Although he may imitate the technique of better writers by using such allusions, here they seem out of place and forced. And his claim that the book is harmless and silly hardly conforms to the highbrow tone of the work, leaving his attempt at juggling knowledge of the literary with techniques of mass culture unsuccessful.

Which raises the question as to whether Mallon should be writing fiction at all. In Segal's case, his work made bestseller lists, whatever its literary merits. But Mallon will not achieve similar popularity.
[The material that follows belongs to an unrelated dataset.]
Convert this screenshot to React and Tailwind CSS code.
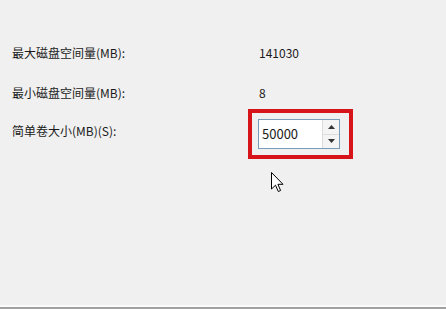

And though he should not be shamed out of academia for his fictional foray, he should consider whether he wants to taint his critical reputation by writing schlock.

With its caricatured characters, the relentless chronicling of Artie an Angela's relationship--from inception to ride-off-in-the-sunset ending--Arts and Sciences is at best uninspired and only mildly amusing. And though it may quote Greek and allude to Keats, Mallon's novel remains a mainstream work. Let it float by.